К сожалению, слишком часто подвергаются резким нападкам литературные новшества, необходимые для роста языка.

Четыре читателя, проживающих в Таганроге, — О. Ножников, Ек. Иванова, Дьяченко и Горняк — прислали в редакцию “Известий” большое письмо, в котором под флагом борьбы с сорняками восстают против таких законнейших выражений и слов, как он повзрослел, эпохальный, дымы, шумы, распахнулся простор, бездарь и т. д. Письмо заканчивается странным призывом к писателям:

“Не придумывайте больше новых, более выразительных слов...”

Что стало бы с творениями Гоголя, Герцена, Салтыкова-Щедрина, Толстого, Достоевского, если бы эти писатели вняли призыву таганрогских пуристов!

“Какой ужас, — пишет пенсионерка Е.Ф. Кобрина, — такое новейшее словечко, как чтиво!”

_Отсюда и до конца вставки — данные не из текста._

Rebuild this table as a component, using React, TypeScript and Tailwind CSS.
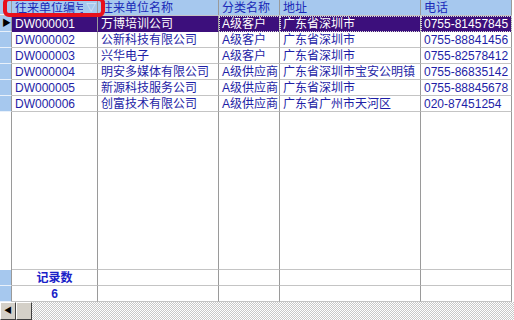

Хотя, право же, это словечко прекрасно, так как оно очень метко характеризует явление, для которого у нас до сих пор не существовало подходящего термина. Чтиво, стоя в ряду таких слов, как курево, месиво, крошево, очень удачно придает осудительный смысл той обширной категории несерьезных, развлекательных книг, которые написаны главным образом для легкого чтения и не заслуживают в глазах говорящего сколько-нибудь высокой оценки, так как ничему не учат и никуда не зовут. Как же не радоваться, что у нас в языке появилось такое экспрессивное слово, отразившее в себе те высокие требования, какие предъявляет к литературе нынешний советский человек!